At this writing, House and Senate conferees are expected to reconcile differences in their respective bills and come up with a compromise package of reforms. At stake is the future of the communications industry; one in which many historical, command and control regulatory barriers to broadband competition will come tumbling down.

Reining in Restrictions

The challenge for Washington lawmakers is to craft a balanced deregulatory scheme that reconfigures the monopolistic playing field for near-term competitive entry and long-term market discipline. No small order.

Advances in technology (such as digitization and broadband capacity) have been driving the provision of services in a competitive direction for some time now. Declining costs have been an ongoing trend of the industry. Since the anti-trust divestiture of AT&T in 1984, long-distance telephone competition has proven a robust success. New and innovative services have appeared and price competition has been fierce. But this is only the tip of the telecom market iceberg.

Broader competition in the telecom industry is currently restricted by overlapping layers of federal, state and local statutes and regulations, as well as by judicial oversight in the wake of the AT&T breakup. Congressional legislation would break the logjam and eliminate numerous barriers that currently prevent local telephone companies, long-distance carriers and cable and broadcast television companies from offering similar services and competing for one another's customers. Proponents anticipate an explosion of new investment, services and products in a modern land rush to compete.

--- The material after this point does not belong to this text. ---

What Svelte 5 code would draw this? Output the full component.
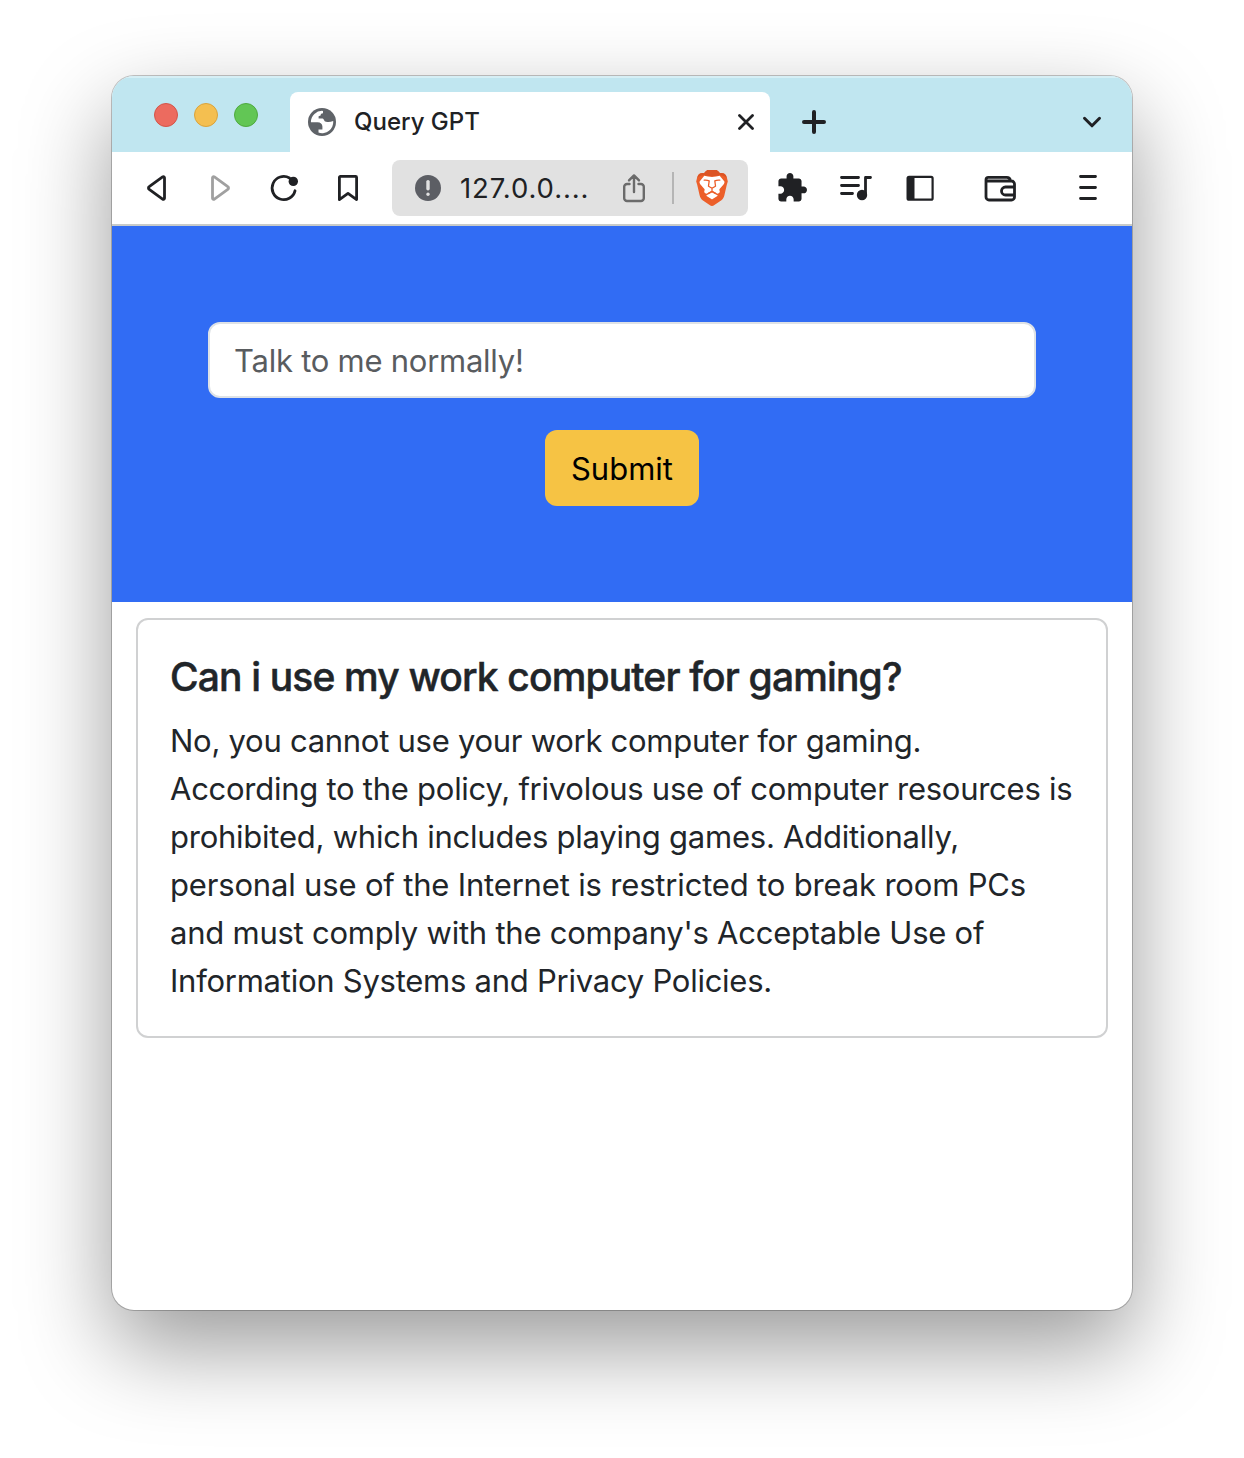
<script>
  const question = 'Can i use my work computer for gaming?';
  // Each line carries its own tracking, in pixels.
  const answer = [
    { text: 'No, you cannot use your work computer for gaming.', tracking: -0.27 },
    { text: 'According to the policy, frivolous use of computer resources is', tracking: -0.26 },
    { text: 'prohibited, which includes playing games. Additionally,', tracking: -0.24 },
    { text: 'personal use of the Internet is restricted to break room PCs', tracking: -0.17 },
    { text: "and must comply with the company's Acceptable Use of", tracking: -0.24 },
    { text: 'Information Systems and Privacy Policies.', tracking: -0.25 }
  ];
</script>

<div class="desktop">
  <div class="window">
    <header class="tabs">
      <div class="lights">
        <i class="red"></i><i class="amber"></i><i class="green"></i>
      </div>
      <div class="tab">
        <svg class="globe" viewBox="0 0 28 28">
          <circle cx="14" cy="14" r="14" fill="#5f6368" />
          <path fill="#fff" d="M15 2.900V5.200C13.500 5.200 12.600 6 12.600 7.400L10.600 8.200V10.400H14.600C16 10.600 15.800 13.200 18 13.800C20.600 14.400 22.600 14 25.200 13A11.200 11.200 0 0 1 10.500 24.600V21.500H14.400V18.600C14.400 16 12.500 14.300 9.500 14.300H2.900A11.200 11.200 0 0 1 15 2.900Z" />
        </svg>
        <span class="tab-title">Query GPT</span>
        <svg class="close" viewBox="0 0 16 16"><path d="M1.500 1.500l13 13M14.500 1.500l-13 13" /></svg>
      </div>
      <svg class="plus" viewBox="0 0 24 24"><path d="M12 2v20M2 12h20" /></svg>
      <svg class="chevron" viewBox="0 0 20 12"><path d="M2.500 2.300L10 9.800l7.500-7.500" /></svg>
    </header>

    <nav class="toolbar">
      <div class="nav">
        <svg viewBox="0 0 32 32"><path d="M22.600 4.900 9.200 14.600a1.700 1.700 0 0 0 0 2.800l13.400 9.700c.8.600 1.900 0 1.900-.9V5.800c0-1-1.100-1.500-1.900-.9z" /></svg>
        <svg class="dim" viewBox="0 0 32 32"><path d="M10.400 4.900 23.800 14.600a1.700 1.700 0 0 1 0 2.800l-13.400 9.700c-.8.600-1.900 0-1.900-.9V5.800c0-1 1.100-1.500 1.900-.9z" /></svg>
        <svg viewBox="0 0 32 32"><path d="M21.500 6A11.600 11.600 0 1 0 27 18.800" /><circle class="fill" cx="25.300" cy="9.400" r="4.700" /></svg>
        <svg viewBox="0 0 32 32"><path d="M7.400 5.400a1 1 0 0 1 1-1h15.200a1 1 0 0 1 1 1v22.200L16 21.400l-8.600 6.200z" /></svg>
      </div>

      <div class="url">
        <svg class="info" viewBox="0 0 26 26">
          <circle cx="13" cy="13" r="13" />
          <path d="M13 6.600v7.200" /><path d="M13 19.100v.1" />
        </svg>
        <span class="address">127.0.0....</span>
        <svg class="share" viewBox="0 0 32 32"><path d="M11.500 12H9a2.800 2.800 0 0 0-2.800 2.800v11.400A2.800 2.800 0 0 0 9 29h14a2.800 2.800 0 0 0 2.800-2.800V14.800A2.800 2.800 0 0 0 23 12h-2.500M16 20V4.200M11 8.400l5-5 5 5" /></svg>
        <span class="rule"></span>
        <svg class="lion" viewBox="0 0 32 36">
          <path fill="#ec5f2a" d="M9.500 1.500 11.400 0h9.200l1.900 1.600 1.500 1.700c2.400-.6 4.400.2 6 2.200L31 8l.8 3.500-1 3.300-2.400 10.400c-.5 2-1.400 3.600-3 5L18.400 35c-1.600 1.300-3.200 1.300-4.800 0l-7-4.800c-1.600-1.400-2.500-3-3-5L1.200 14.800l-1-3.300L1 8l1-2.500c1.600-2 3.600-2.800 6-2.200z" />
          <path fill="#dc5424" d="M9.500 1.500 11.400 0h9.200l1.900 1.600 1.500 1.700c2.400-.6 4.400.2 6 2.200L31 8c-3-2.500-5.500-3.300-8-2.600L16 6.200 9 5.400C6.500 4.700 4 5.500 1 8l1-2.500c1.600-2 3.600-2.800 6-2.200z" />
          <path fill="#fff" d="M8.300 5.700 12 6.500c2.700.5 5.300.5 8 0l3.700-.8 4.700 5.900c.3.900-.2 2.200-1.100 3.200l-3.700 4.200c-.5.700-.2 1.400.1 2.100.4 1.300-.7 2.300-2 2.700-1.500-.3-2.800-1.800-4.500-2.200h-2.400c-1.700.4-3 1.900-4.500 2.200-1.300-.4-2.400-1.400-2-2.700.3-.7.600-1.400.1-2.100l-3.700-4.200c-.9-1-1.400-2.300-1.100-3.200z" />
          <path fill="#fff" d="m16 22.400 5.400 2.900c.4.300.3.600 0 .8L16.600 29c-.4.300-.8.300-1.200 0l-4.800-2.900c-.3-.2-.4-.5 0-.8z" />
          <path fill="none" stroke="#ec5f2a" stroke-width="1.300" stroke-linecap="round" stroke-linejoin="round" d="M8.200 10.200c1.900-.3 3.500 0 5 .7l-.7 5M23.800 10.200c-1.900-.3-3.500 0-5 .7l.7 5M12.500 16.200 16 18.200l3.500-2M16 18.200v3M12.400 23.400l3.600-2.200 3.600 2.200" />
        </svg>
      </div>

      <div class="tools">
        <svg viewBox="0 0 32 32"><path class="solid" transform="translate(-.3 -.4) scale(1.360)" d="M20.500 11H19V7c0-1.100-.9-2-2-2h-4V3.500C13 2.120 11.880 1 10.500 1S8 2.120 8 3.500V5H4c-1.100 0-1.990.9-1.990 2v3.800H3.500c1.490 0 2.700 1.210 2.700 2.700s-1.210 2.700-2.700 2.700H2V20c0 1.100.9 2 2 2h3.800v-1.500c0-1.490 1.210-2.700 2.700-2.700 1.490 0 2.700 1.210 2.700 2.700V22H17c1.100 0 2-.9 2-2v-4h1.500c1.380 0 2.500-1.120 2.500-2.500S21.880 11 20.500 11z" /></svg>
        <svg viewBox="0 0 32 32"><path d="M1.500 5.500h17M1.500 13.500h17M1.500 21.500h11M30.500 5.500h-5v17" /><circle class="fill" cx="22" cy="23" r="5.200" /></svg>
        <svg viewBox="0 0 32 32"><rect class="thin" x="3.600" y="4.900" width="25" height="22.800" rx="1.500" /><path class="solid" d="M3 5h7.500v22.500H3z" /></svg>
        <svg class="wallet" viewBox="0 0 32 32"><path d="M2 8v17a3 3 0 0 0 3 3h22.500a3 3 0 0 0 3-3V12a3 3 0 0 0-3-3H3.500A1.500 1.500 0 0 1 2 7.500v0A2.300 2.300 0 0 1 4.300 5.300h18.500c2 0 3.200 1 3.600 3M30.500 15H21.500a4 4 0 0 0 0 8h9" /></svg>
        <svg class="menu" viewBox="0 0 32 32"><path d="M8.500 4.500h15M8.500 15.500h15M8.500 26.500h15" /></svg>
      </div>
    </nav>

    <section class="ask">
      <input class="prompt" type="text" placeholder="Talk to me normally!" />
      <button class="submit">Submit</button>
    </section>

    <article class="card">
      <h5>{question}</h5>
      <p>
        {#each answer as line}
          <span style="letter-spacing: {line.tracking}px">{line.text}</span>
        {/each}
      </p>
    </article>
  </div>
</div>

<style>
  :global(body) {
    background: #fff;
  }
  .desktop {
    box-sizing: border-box;
    height: 1458px;
    padding: 76px 112px 148px;
    overflow: hidden;
    font-family: Inter, 'Liberation Sans', sans-serif;
    color: #212529;
  }
  .window {
    height: 1234px;
    border-radius: 22px;
    overflow: hidden;
    background: #fff;
    box-shadow: 0 0 0 1px rgba(0, 0, 0, 0.22), 0 37px 90px rgba(0, 0, 0, 0.4);
  }
  svg {
    display: block;
    flex: none;
    fill: none;
    stroke: #202124;
    stroke-width: 2.8;
    stroke-linecap: round;
    stroke-linejoin: round;
  }
  .tabs {
    box-sizing: border-box;
    display: flex;
    align-items: flex-end;
    height: 76px;
    padding: 0 30px 0 42px;
    background: #c0e6f0;
    box-shadow: inset 0 2px 0 #d6eff5;
  }
  .lights {
    display: flex;
    gap: 16px;
    width: 136px;
    padding-bottom: 25px;
  }
  .lights i {
    box-sizing: border-box;
    width: 24px;
    height: 24px;
    border-radius: 50%;
    border: 1px solid;
  }
  .lights .red {
    background: #ec6b5f;
    border-color: #d35549;
  }
  .lights .amber {
    background: #f4bf50;
    border-color: #d9a33c;
  }
  .lights .green {
    background: #62c655;
    border-color: #4fa93f;
  }
  .tab {
    box-sizing: border-box;
    display: flex;
    align-items: center;
    width: 480px;
    height: 60px;
    padding: 0 16px 0 18px;
    border-radius: 8px 8px 0 0;
    background: #fff;
  }
  .globe {
    width: 28px;
    height: 28px;
    stroke: none;
  }
  .tab-title {
    flex: 1;
    margin-left: 18px;
    padding-bottom: 2px;
    font-size: 24px;
    font-weight: 500;
    color: #202124;
  }
  .close {
    width: 16px;
    height: 16px;
  }
  .plus {
    width: 24px;
    height: 24px;
    margin: 0 auto 18px 32px;
    stroke-width: 4;
  }
  .chevron {
    width: 20px;
    height: 12px;
    margin-bottom: 24px;
    stroke-width: 3;
  }
  .toolbar {
    box-sizing: border-box;
    display: flex;
    align-items: center;
    gap: 28px;
    height: 74px;
    padding: 0 28px;
    border-bottom: 2px solid #c8cbc9;
  }
  .nav,
  .tools {
    display: flex;
    gap: 32px;
  }
  .nav svg,
  .tools svg,
  .share {
    width: 32px;
    height: 32px;
  }
  .nav .dim {
    stroke: #a0a0a0;
  }
  .fill,
  .solid {
    fill: #202124;
    stroke: none;
  }
  .thin {
    stroke-width: 2.2;
  }
  .tools .wallet {
    margin-left: 16px;
  }
  .tools .menu {
    margin-left: 24px;
  }
  .url {
    box-sizing: border-box;
    display: flex;
    align-items: center;
    flex: 1;
    height: 56px;
    padding: 0 20px 0 23px;
    border-radius: 8px;
    background: #e1e1e1;
  }
  .info {
    width: 26px;
    height: 26px;
    stroke: #e1e1e1;
    stroke-width: 3.4;
  }
  .info circle {
    fill: #5c5e64;
    stroke: none;
  }
  .address {
    width: 138px;
    margin-left: 19px;
    font-size: 27.5px;
    letter-spacing: 0.9px;
    white-space: nowrap;
    color: #202124;
  }
  .share {
    margin-left: 20px;
    stroke: #6b6b6b;
    stroke-width: 2.4;
  }
  .rule {
    width: 2px;
    height: 32px;
    margin: 0 22px;
    background: #b5b5b5;
  }
  .lion {
    width: 32px;
    height: 36px;
    stroke: none;
  }
  .ask {
    box-sizing: border-box;
    display: flex;
    flex-direction: column;
    align-items: center;
    gap: 32px;
    height: 376px;
    padding: 96px;
    background: #316cf4;
  }
  .prompt,
  .submit {
    box-sizing: border-box;
    height: 76px;
    margin: 0;
    border-radius: 12px;
    font: 400 31px Inter, 'Liberation Sans', sans-serif;
  }
  .prompt {
    width: 100%;
    padding: 1px 24px 0;
    border: 2px solid #dee2e6;
    background: #fff;
    letter-spacing: -0.25px;
  }
  .prompt::placeholder {
    color: #595c5f;
    opacity: 1;
  }
  .submit {
    width: 154px;
    padding: 0;
    border: 0;
    background: #f6c344;
    color: #000;
  }
  .card {
    box-sizing: border-box;
    height: 420px;
    margin: 16px 24px 0;
    padding: 33px 32px 31px;
    border: 2px solid #d0d1d2;
    border-radius: 12px;
  }
  h5 {
    margin: 0 0 16px;
    font-size: 39px;
    font-weight: 500;
    line-height: 48px;
    letter-spacing: -0.85px;
    white-space: nowrap;
    -webkit-text-stroke: 0.5px #212529;
  }
  p {
    margin: 0;
    font-size: 31px;
    line-height: 48px;
  }
  p span {
    display: block;
    white-space: nowrap;
  }
</style>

Anticipation of the economic impact of Congressional deregulation is partly driving the wave of multi-billion dollar mergers, acquisitions and alliances rippling through the industry, most recently in the celebrated Disney purchase of Capital Cities/ABC. AT&T previously purchased McCaw Cellular. In Alaska, AT&T's acquisition of Alascom received final regulatory approval last August to close that deal. Most of the regional...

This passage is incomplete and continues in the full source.